Doctor of Philosophy (PhD)


School of Education

Document Type



As teacher educators strive to prepare preservice teachers for careers as literacy instructors and advocates of social justice in education, critical service-learning pedagogy has been considered as an approach for teacher education programs. Tenets of academic study, reflective practice, social change, and the development of authentic relationships between universities and communities outline the structure for critical-based field experiences. What are preservice teachers learning in these spaces? How do they grow as part of critical service- learning courses? How do community organizations and members interpret experiences in the partnership, and how do they describe their roles?

This study highlights the voices of the preservice teachers, children, parents and guardians, and library staff members who played equally important roles in a critical service- learning partnership. For this qualitative case study, descriptions of lived experiences in the partnership were collected in interviews from 12 preservice teachers, 12 children, nine parents/guardians, and four library staff members. Written reflections and transcriptions of peer discussions and interviews were collected from preservice teachers to provide insight into their development as they transition from students to teachers. Each group’s texts were examined using discourse analysis to explore interpretations of their experiences, development of their identities within the context of a library-university partnership, and constructions of meaning and significance around activities, relationships, connections, politics, and ways of knowing.

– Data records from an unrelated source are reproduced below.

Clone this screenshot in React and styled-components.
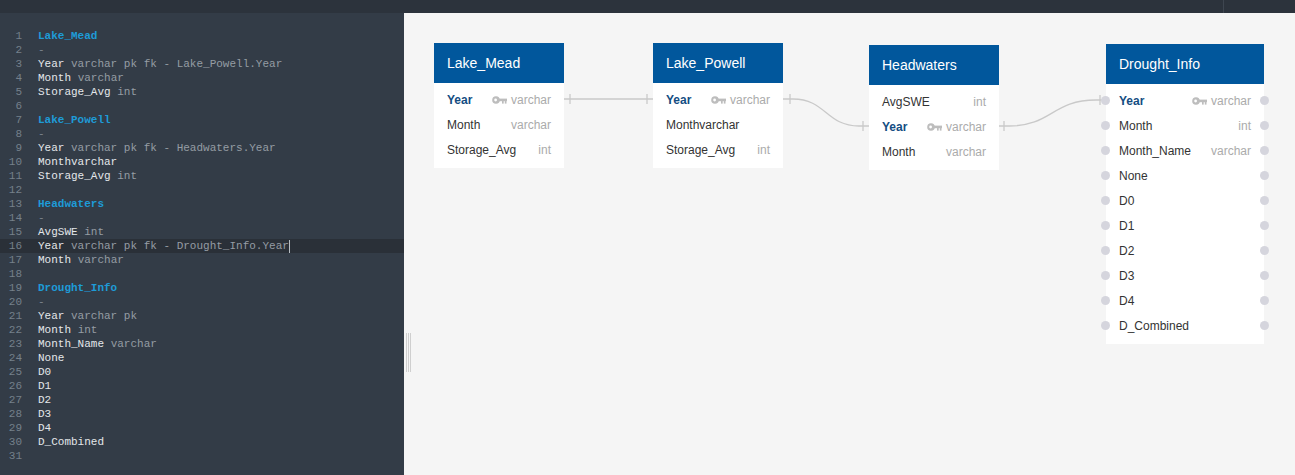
import React from "react";
import styled, { createGlobalStyle } from "styled-components";

const GlobalStyle = createGlobalStyle`
  *, *::before, *::after { box-sizing: border-box; }
  html, body { margin: 0; padding: 0; height: 100%; overflow: hidden; }
  body { font-family: "Liberation Sans", Arial, sans-serif; background: #f5f5f5; }
`;

const schema = [
  {
    name: "Lake_Mead",
    x: 30, y: 30, width: 130,
    fields: [
      { name: "Year", type: "varchar", key: true, src: "varchar pk fk - Lake_Powell.Year" },
      { name: "Month", type: "varchar", src: "varchar" },
      { name: "Storage_Avg", type: "int", src: "int" },
    ],
  },
  {
    name: "Lake_Powell",
    x: 249, y: 30, width: 130,
    fields: [
      { name: "Year", type: "varchar", key: true, src: "varchar pk fk - Headwaters.Year" },
      { name: "Monthvarchar" },
      { name: "Storage_Avg", type: "int", src: "int" },
    ],
  },
  {
    name: "Headwaters",
    x: 465, y: 32, width: 130,
    fields: [
      { name: "AvgSWE", type: "int", src: "int" },
      { name: "Year", type: "varchar", key: true, src: "varchar pk fk - Drought_Info.Year", active: true },
      { name: "Month", type: "varchar", src: "varchar" },
    ],
  },
  {
    name: "Drought_Info",
    x: 702, y: 31, width: 158, dots: true,
    fields: [
      { name: "Year", type: "varchar", key: true, src: "varchar pk" },
      { name: "Month", type: "int", src: "int" },
      { name: "Month_Name", type: "varchar", src: "varchar" },
      { name: "None" },
      { name: "D0" },
      { name: "D1" },
      { name: "D2" },
      { name: "D3" },
      { name: "D4" },
      { name: "D_Combined" },
    ],
  },
];

const buildLines = () => {
  const lines = [];
  schema.forEach((t) => {
    lines.push({ kind: "table", text: t.name });
    lines.push({ kind: "dash", text: "-" });
    t.fields.forEach((f) => lines.push({ kind: "field", field: f }));
    lines.push({ kind: "blank" });
  });
  return lines;
};

const Page = styled.div`
  height: 100vh;
  display: flex;
  flex-direction: column;
`;

const TopBar = styled.div`
  height: 13px;
  flex-shrink: 0;
  background: #2c333c;
  display: flex;
  justify-content: flex-end;
`;

const TopDivider = styled.div`
  width: 1px;
  background: #3e4650;
  margin-right: 71px;
`;

const Main = styled.div`
  flex: 1;
  display: flex;
  min-height: 0;
`;

const Editor = styled.div`
  width: 404px;
  flex-shrink: 0;
  background: #333c47;
  padding-top: 16px;
  font-family: "Liberation Mono", "DejaVu Sans Mono", monospace;
  font-size: 11px;
`;

const Line = styled.div`
  display: flex;
  height: 14px;
  line-height: 14px;
  white-space: pre;
  background: ${(p) => (p.$active ? "#2a3038" : "transparent")};
`;

const LineNo = styled.span`
  width: 22px;
  text-align: right;
  color: #75808b;
  flex-shrink: 0;
`;

const Code = styled.span`
  padding-left: 16px;
  display: flex;
  align-items: center;
`;

const TableName = styled.span`
  color: #1e9bd7;
  font-weight: bold;
`;

const Dash = styled.span`
  color: #7b848d;
`;

const FieldName = styled.span`
  color: #e4e7ea;
`;

const FieldType = styled.span`
  color: #959ca4;
`;

const Cursor = styled.span`
  width: 1px;
  height: 13px;
  background: #b8bec4;
`;

const Canvas = styled.div`
  flex: 1;
  position: relative;
  background: #f5f5f5;
`;

const Splitter = styled.div`
  position: absolute;
  left: 2px;
  top: 320px;
  width: 5px;
  height: 39px;
  border-left: 1px solid #cfcfcf;
  border-right: 1px solid #cfcfcf;
  &::after {
    content: "";
    position: absolute;
    left: 1px;
    top: 0;
    width: 1px;
    height: 100%;
    background: #cfcfcf;
  }
`;

const Wires = styled.svg`
  position: absolute;
  left: 0;
  top: 0;
  width: 100%;
  height: 100%;
  pointer-events: none;
`;

const Card = styled.div`
  position: absolute;
  left: ${(p) => p.$x}px;
  top: ${(p) => p.$y}px;
  width: ${(p) => p.$w}px;
  background: #fff;
`;

const CardHeader = styled.div`
  height: 40px;
  background: #01579c;
  color: #fff;
  font-size: 14px;
  display: flex;
  align-items: center;
  padding: 0 13px;
`;

const CardBody = styled.div`
  padding: 4px 0 6px;
`;

const Row = styled.div`
  position: relative;
  height: 25px;
  display: flex;
  align-items: center;
  padding: 0 13px;
  font-size: 12px;
`;

const ColName = styled.span`
  color: ${(p) => (p.$key ? "#144d82" : "#333")};
  font-weight: ${(p) => (p.$key ? "bold" : "normal")};
`;

const ColType = styled.span`
  margin-left: auto;
  display: flex;
  align-items: center;
  gap: 4px;
  color: #ababab;
`;

const Dot = styled.span`
  position: absolute;
  top: 50%;
  width: 9px;
  height: 9px;
  margin-top: -4.5px;
  border-radius: 50%;
  background: #d5d5dd;
  ${(p) => (p.$side === "left" ? "left: -5px;" : "right: -5px;")}
`;

const KeyIcon = () => (
  <svg width="15" height="8" viewBox="0 0 15 8">
    <circle cx="4" cy="4" r="3.8" fill="#bdbdbd" />
    <circle cx="3.6" cy="4" r="1.4" fill="#fff" />
    <rect x="7" y="2.6" width="8" height="2.6" fill="#bdbdbd" />
    <rect x="10" y="4" width="1.7" height="3.6" fill="#bdbdbd" />
    <rect x="12.8" y="4" width="1.7" height="3.6" fill="#bdbdbd" />
  </svg>
);

const Tick = ({ x, y }) => (
  <line x1={x} y1={y - 5} x2={x} y2={y + 5} stroke="#c9c9c9" strokeWidth="1.3" />
);

const Connectors = () => (
  <Wires>
    <g fill="none" stroke="#c9c9c9" strokeWidth="1.3">
      <path d="M160 86 H249" />
      <path d="M379 86 H389 C422 86, 422 113, 455 113 H465" />
      <path d="M595 113 H605 C648 113, 648 87, 692 87 H702" />
    </g>
    <Tick x={166} y={86} />
    <Tick x={243} y={86} />
    <Tick x={386} y={86} />
    <Tick x={459} y={113} />
    <Tick x={600} y={113} />
    <Tick x={696} y={87} />
  </Wires>
);

const TableCard = ({ table }) => (
  <Card $x={table.x} $y={table.y} $w={table.width}>
    <CardHeader>{table.name}</CardHeader>
    <CardBody>
      {table.fields.map((f) => (
        <Row key={f.name}>
          {table.dots && <Dot $side="left" />}
          <ColName $key={f.key}>{f.name}</ColName>
          {f.type && (
            <ColType>
              {f.key && <KeyIcon />}
              {f.type}
            </ColType>
          )}
          {table.dots && <Dot $side="right" />}
        </Row>
      ))}
    </CardBody>
  </Card>
);

const App = () => {
  const lines = buildLines();
  return (
    <Page>
      <GlobalStyle />
      <TopBar>
        <TopDivider />
      </TopBar>
      <Main>
        <Editor>
          {lines.map((l, i) => (
            <Line key={i} $active={l.kind === "field" && l.field.active}>
              <LineNo>{i + 1}</LineNo>
              <Code>
                {l.kind === "table" && <TableName>{l.text}</TableName>}
                {l.kind === "dash" && <Dash>{l.text}</Dash>}
                {l.kind === "field" && (
                  <>
                    <FieldName>{l.field.name}</FieldName>
                    {l.field.src && <FieldType> {l.field.src}</FieldType>}
                    {l.field.active && <Cursor />}
                  </>
                )}
              </Code>
            </Line>
          ))}
        </Editor>
        <Canvas>
          <Splitter />
          <Connectors />
          {schema.map((t) => (
            <TableCard key={t.name} table={t} />
          ))}
        </Canvas>
      </Main>
    </Page>
  );
};

export default App;
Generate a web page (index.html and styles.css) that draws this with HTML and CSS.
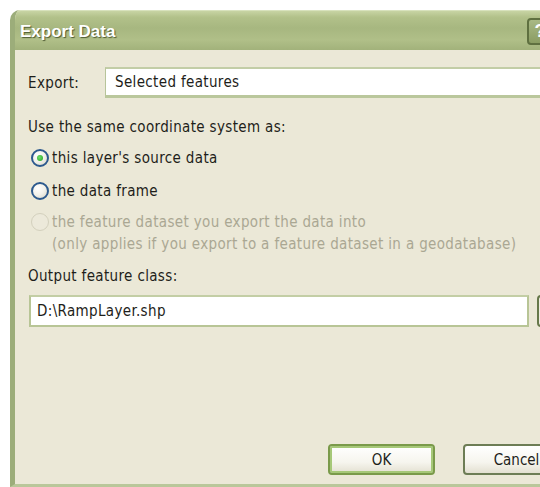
FILE: index.html
```html
<!DOCTYPE html>
<html>
<head>
<meta charset="utf-8">
<title>Export Data</title>
<link rel="stylesheet" href="styles.css">
</head>
<body>
<div class="dialog">
  <div class="titlebar">
    <span class="title">Export Data</span>
    <span class="help">?</span>
  </div>
  <div class="content">
    <div class="export-row">
      <span class="label">Export:</span>
      <div class="combo">Selected features</div>
    </div>
    <div class="section-label">Use the same coordinate system as:</div>
    <div class="radio-row first">
      <span class="radio checked"></span>
      <span>this layer's source data</span>
    </div>
    <div class="radio-row second">
      <span class="radio"></span>
      <span>the data frame</span>
    </div>
    <div class="radio-row disabled">
      <span class="radio"></span>
      <span class="lines">the feature dataset you export the data into<br>(only applies if you export to a feature dataset in a geodatabase)</span>
    </div>
    <div class="section-label output">Output feature class:</div>
    <div class="path-row">
      <div class="textbox">D:\RampLayer.shp</div>
      <span class="browse"></span>
    </div>
    <div class="buttons">
      <button class="btn default">OK</button>
      <button class="btn">Cancel</button>
    </div>
  </div>
</div>
</body>
</html>
```

FILE: styles.css
```css
html, body {
  margin: 0;
  padding: 0;
  background: #ffffff;
  overflow: hidden;
  width: 540px;
  height: 487px;
}

/* the window is wider than the view; its right part is clipped */
.dialog {
  margin: 10px 0 0 10px;
  width: 530px;
  height: 477px;
  box-sizing: border-box;
  overflow: hidden;
  display: flex;
  flex-direction: column;
  background: #ebe8d7;
  border-left: 5px solid #9cad7a;
  border-bottom: 3px solid #b9c79a;
  border-top-left-radius: 10px;
  font-family: "DejaVu Sans Condensed", "DejaVu Sans", sans-serif;
  font-size: 15px;
  letter-spacing: 0.35px;
  color: #1e1e1a;
}

/* olive title bar */
.titlebar {
  height: 40px;
  flex-shrink: 0;
  margin-left: -5px;
  border-top-left-radius: 10px;
  background: linear-gradient(180deg, #cbd7a8 0%, #b2c18a 18%, #a7b780 45%, #b0bf88 75%, #a2b27b 100%);
  box-shadow: inset 1px 1px 0 #d8e2bd;
  display: flex;
  align-items: center;
  padding-left: 10px;
}

.title {
  font-family: "Liberation Sans", Arial, sans-serif;
  font-weight: bold;
  font-size: 17px;
  letter-spacing: 0;
  color: #ffffff;
  text-shadow: 1px 1px 1px #4d5a33;
  margin-top: 3px;
}

.help {
  margin-left: auto;
  margin-right: -13px;
  width: 26px;
  height: 27px;
  flex-shrink: 0;
  box-sizing: border-box;
  border: 2px solid #5f7040;
  border-radius: 4px;
  background: linear-gradient(180deg, #a9b985, #8a9c62);
  color: #ffffff;
  font-family: "Liberation Sans", Arial, sans-serif;
  font-weight: bold;
  font-size: 18px;
  letter-spacing: 0;
  display: flex;
  align-items: center;
  justify-content: center;
  margin-top: 2px;
}

.content {
  flex: 1;
  display: flex;
  flex-direction: column;
  padding-left: 13px;
}

.export-row {
  display: flex;
  align-items: center;
  margin-top: 17px;
}

.export-row .label {
  width: 77px;
  flex-shrink: 0;
}

.combo {
  flex: 1;
  height: 31px;
  box-sizing: border-box;
  background: #ffffff;
  border: 1px solid #b7c49a;
  border-top: 2px solid #c2cda6;
  border-bottom: 3px solid #bac79c;
  border-right: none;
  display: flex;
  align-items: center;
  padding-left: 9px;
}

.section-label {
  margin-top: 19px;
  line-height: 20px;
}

.section-label.output {
  margin-top: 11px;
}

.radio-row {
  display: flex;
  align-items: center;
  line-height: 20px;
  margin-left: 3px;
  gap: 3px;
}

.radio-row.first { margin-top: 11px; }
.radio-row.second { margin-top: 13px; }

.radio {
  width: 18px;
  height: 18px;
  box-sizing: border-box;
  border-radius: 50%;
  border: 2px solid #2d5a8e;
  background: radial-gradient(circle at 35% 30%, #ffffff 0%, #f2f1ea 50%, #d6d3c4 100%);
  flex-shrink: 0;
  position: relative;
}

.radio.checked::after {
  content: "";
  position: absolute;
  left: 4px;
  top: 4px;
  width: 6px;
  height: 6px;
  border-radius: 50%;
  background: radial-gradient(circle at 40% 40%, #6fe06a, #21a121);
}

.radio-row.disabled {
  align-items: flex-start;
  color: #aaa793;
  margin-top: 11px;
}

.radio-row.disabled .radio {
  border: 1px solid #d3d0bd;
  background: #ece9da;
  margin-top: 1px;
}

.lines {
  line-height: 22px;
  margin-top: -1px;
  white-space: nowrap;
}

.path-row {
  display: flex;
  align-items: center;
  margin-top: 9px;
  margin-left: 1px;
}

.textbox {
  width: 500px;
  height: 32px;
  flex-shrink: 0;
  box-sizing: border-box;
  background: #ffffff;
  border: 2px solid #b8c596;
  border-top-color: #c3cea5;
  display: flex;
  align-items: center;
  padding-left: 6px;
}

.browse {
  margin-left: 8px;
  width: 24px;
  height: 32px;
  flex-shrink: 0;
  box-sizing: border-box;
  border: 2px solid #66784a;
  border-radius: 4px;
  background: #eeece0;
}

.buttons {
  display: flex;
  margin-top: auto;
  margin-bottom: 9px;
  margin-left: 300px;
  gap: 28px;
}

.btn {
  width: 107px;
  height: 31px;
  box-sizing: border-box;
  font-family: "DejaVu Sans Condensed", "DejaVu Sans", sans-serif;
  font-size: 15px;
  letter-spacing: 0;
  color: #1e1e1a;
  border-radius: 4px;
  border: 2px solid #6d7d55;
  background: linear-gradient(180deg, #ffffff 0%, #f6f5ee 60%, #e3e0d1 100%);
  padding: 0;
  flex-shrink: 0;
}

.btn.default {
  border: 2px solid #7a9a4a;
  box-shadow: inset 0 0 0 2px #a6c878;
}
```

The findings in this study revealed that (1) the inclusion of all participants’ voices provided a more holistic understanding of the nuanced reciprocal relationships in the library- university partnership; (2) immersive, authentic experiences in the community cultivated growth and transformation in preservice teachers’ abilities to draw upon content knowledge, pedagogical knowledge, community/cultural knowledge, and critical self-knowledge; and (3) preservice teachers used different discursive spaces and interactions for varying purposes when interpreting experiences, making sense of their roles and responsibilities, and applying a social justice lens. By including the voices of all those involved in critical service-learning partnerships in the research, teacher educators can model the application of socially just practices, gain a more holistic picture of the critical service-learning partnership, and use balanced input from all participants to evaluate and strengthen service and learning opportunities.